Catholic tradition illuminates these verses with exceptional depth precisely because of its doctrines of the Descent into Hell and the Beatific Vision.
The Descent into Hell (descensus ad inferos), defined as an article of faith in the Apostles' Creed and treated in CCC 632–637, provides the direct theological answer to the psalmist's questions. The Catechism teaches: "Jesus did not descend into hell to deliver the damned, nor to destroy the hell of damnation, but to free the just who had gone before him" (CCC 633). Christ's descent is the event in which God's hesed reaches definitively and personally into the realm of the dead. Every one of the psalmist's rhetorical questions receives a resounding "Yes" in the Paschal Mystery: wonders are shown to the dead; covenant love is proclaimed in the grave; God's mighty deeds are made known in the darkness — because the Son of God enters that darkness Himself.
St. Augustine (Enarrationes in Psalmos, Ps. 87) reads the entire psalm as the voice of Christ in His Passion, which places these rhetorical questions in the mouth of the incarnate Son. This is consistent with the Augustinian doctrine of the totus Christus: Christ speaks for all humanity in its mortal abandonment. St. Thomas Aquinas (ST III, q. 52) further explores how Christ's soul, united to His divine Person, made the Descent a true act of redemptive presence, not a mere legal transaction.
The International Theological Commission's 2016 document The Hope of Salvation for Infants Who Die Without Being Baptised and Hans Urs von Balthasar's meditations on Holy Saturday (reflected in the Mysterium Paschale) extend this reflection: the "land of forgetfulness" is where Christ stands in solidarity with the most abandoned — those for whom there seems to be no hope — making this psalm the scriptural heartbeat of Holy Saturday spirituality.
These three verses offer a startling permission to contemporary Catholics: you may pray your despair directly at God. Western Christian piety can tend toward a forced cheerfulness that suppresses genuine darkness, yet Psalm 88 — uniquely among the lament psalms — ends without resolution, without the customary turn to praise. The Church, by placing it in the Liturgy of the Hours, canonizes honest desolation as a legitimate form of prayer.
For the Catholic today, these rhetorical questions are most urgently relevant in three situations: at the bedside of the dying, where one may honestly say with the psalmist that light seems to be failing; in seasons of spiritual aridity (what St. John of the Cross called the Dark Night of the Soul), when God's loving kindness seems wholly absent; and in grief, when a loved one's death raises the raw question of whether God's promises extend beyond the grave.
The pastoral answer these verses ultimately invite — especially when read through the Paschal Mystery — is not to suppress the darkness but to carry it into prayer, trusting that the God who sent His Son into Abaddon can meet us in ours. Holy Saturday, observed in the Church's Triduum, is the annual liturgical moment to sit with this psalm's unresolved anguish — and to wait.

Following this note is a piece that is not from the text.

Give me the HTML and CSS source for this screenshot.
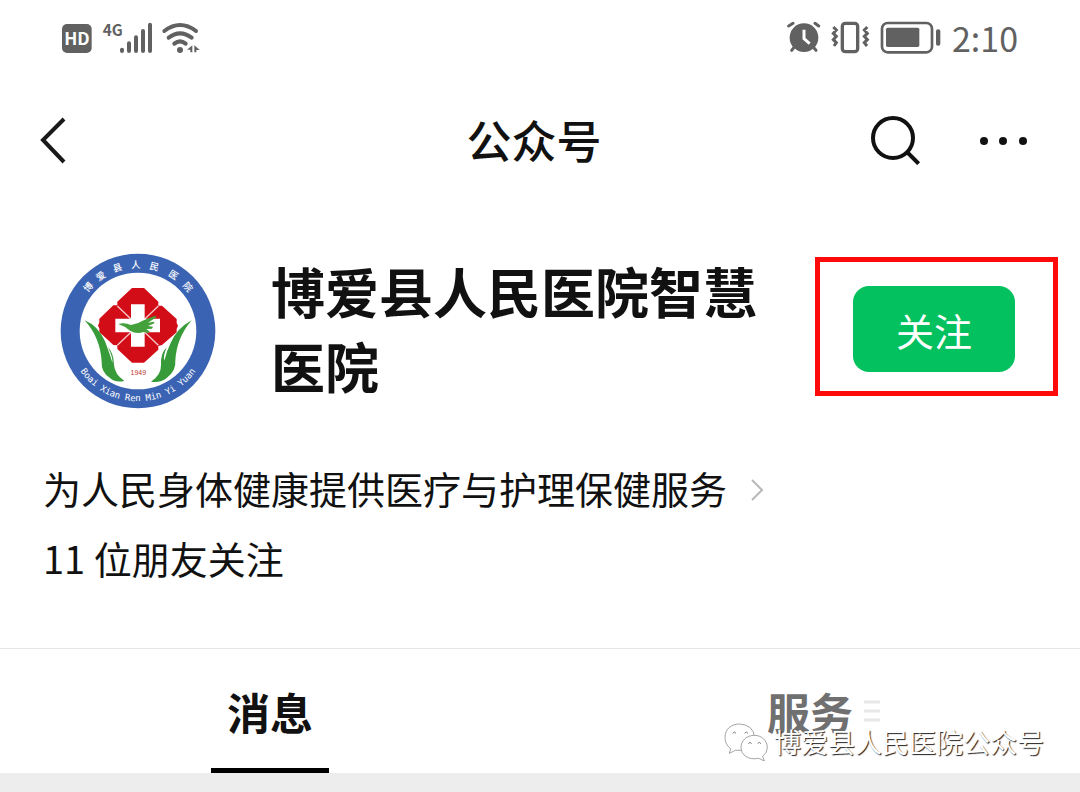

Typological and Spiritual Senses
Read through the lens of sensus plenior — the fuller sense of Scripture as read in the light of Christ — these three questions are answered definitively and shockingly in the New Testament. Christ enters precisely the domain of the rephaim, of Abaddon, and of "the dark." The Apostles' Creed affirms that He "descended into hell" (descendit ad inferos), meaning He entered the realm of the dead. Far from hesed being absent from the grave, in Christ, hesed in the flesh descends into Sheol itself. The Fathers saw in this psalm a prefiguration of Christ's three days in the tomb. St. Augustine read Psalm 88 as the voice of Christ Himself, praying in His passion — the "I" of the psalm being the whole Christ (totus Christus), Head and Body, crying out from within the experience of mortal abandonment so that no human death would ever again be beyond the reach of God's covenant love.